CTA: 25 years of Spirituality and Justice
This fall marks the 25th anniversary of "A
Call to Action: Liberty and Justice for All," the 1976
bicentennial conference of the American Catholic Church in Detroit.
The culmination of a two-year national consultation involving
over 800,000 people and 100 dioceses, the Detroit event brought
over 2,500 lay people, religious, priests and bishops together
for three days to approve 182 recommendations to the nation's
bishops.
The entire project was sponsored and staffed by the National Conference
of Catholic Bishops (NCCB). The bishops were asking the Catholic
people themselves to set the Church's agenda for justice. It shouldn't
have surprised the bishops that when asked to surface issues of
justice, many Catholics would start with justice within the church.
Said Cardinal
John Dearden of Detroit, who chaired the two-year process
and hosted the conference, "We cannot preach a justice to
the world that we do not practice ourselves."
A new way of being church
The process of consultation was unique in the annals of the church.

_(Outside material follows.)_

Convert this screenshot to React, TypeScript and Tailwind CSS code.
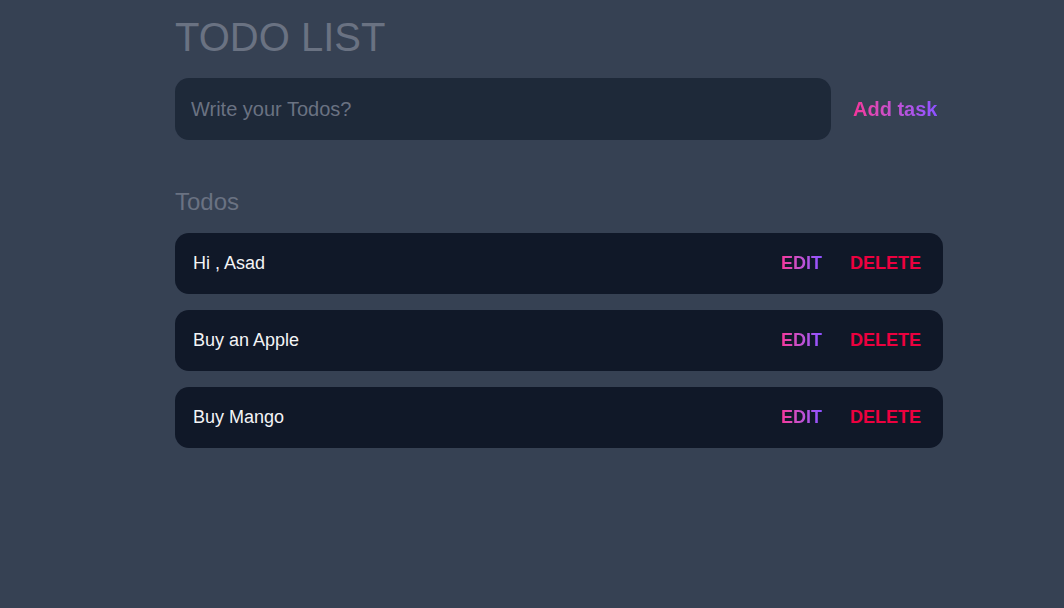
import { useState } from 'react';

const gradient = 'bg-gradient-to-r from-pink-500 to-violet-500 bg-clip-text text-transparent';

const App = () => {
  const [text, setText] = useState('');
  const [todos] = useState(['Hi , Asad', 'Buy an Apple', 'Buy Mango']);

  return (
    <div className="min-h-screen bg-gray-700 pt-[13px] font-['Liberation_Sans',Arial,sans-serif]">
      <div className="ml-[175px] w-[768px]">
        <h1 className="text-[40px] leading-[48px] text-gray-500">TODO LIST</h1>

        <div className="mt-[17px] flex items-center">
          <input
            value={text}
            onChange={(e) => setText(e.target.value)}
            placeholder="Write your Todos?"
            className="h-[62px] w-[656px] rounded-[14px] bg-gray-800 px-4 text-xl text-gray-200 outline-none placeholder:text-gray-500"
          />
          <button className={`ml-[22px] text-xl font-bold ${gradient}`}>Add task</button>
        </div>

        <h2 className="mt-[46px] mb-[15px] text-2xl leading-8 text-gray-500">Todos</h2>

        <ul className="flex flex-col gap-4">
          {todos.map((todo, i) => (
            <li
              key={i}
              className="flex h-[61px] items-center justify-between rounded-[14px] bg-gray-900 pb-[2px] pl-[18px] pr-[22px]"
            >
              <span className="text-lg text-gray-100">{todo}</span>
              <div className="flex items-center gap-[28px]">
                <button className={`text-lg font-bold ${gradient}`}>EDIT</button>
                <button className="text-lg font-bold text-rose-600">DELETE</button>
              </div>
            </li>
          ))}
        </ul>
      </div>
    </div>
  );
};

export default App;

Cardinal Dearden called it "a new way of doing the work of
the church in America." When he called the meeting to order
on Oct. 21, 1976, in Detroit's giant Cobo Hall convention center,
1,351 delegates, most of them appointed by their bishops, sat
under placards naming their dioceses. They represented the church's
"middle management": 64 percent were church employees.
Over 100 bishops participated personally. Over 1,000 observers
sat in bleachers on both sides. Interest groups as diverse as
Dignity, the Women's
Ordination Conference, and Catholics United for the Faith
were there. Staff director for the whole enterprise was Sr. Margaret
Cafferty. She recruited two co-chairs for the three days: Msgr.
Jack Egan of Chicago, and Ms.
Alexis Herman, an African-American social service leader who
later served as President Clinton's Secretary of Labor.
The U.S. Bishops' announcement said: "The 1,200 delegates
will constitute the first national assembly of the American Catholic
community," implying that there would be a second, and a
third. The process relied upon open debate and honest sharing
of ideas. It was an act of trust. But the bishops were frightened
by the results, and never called another such gathering.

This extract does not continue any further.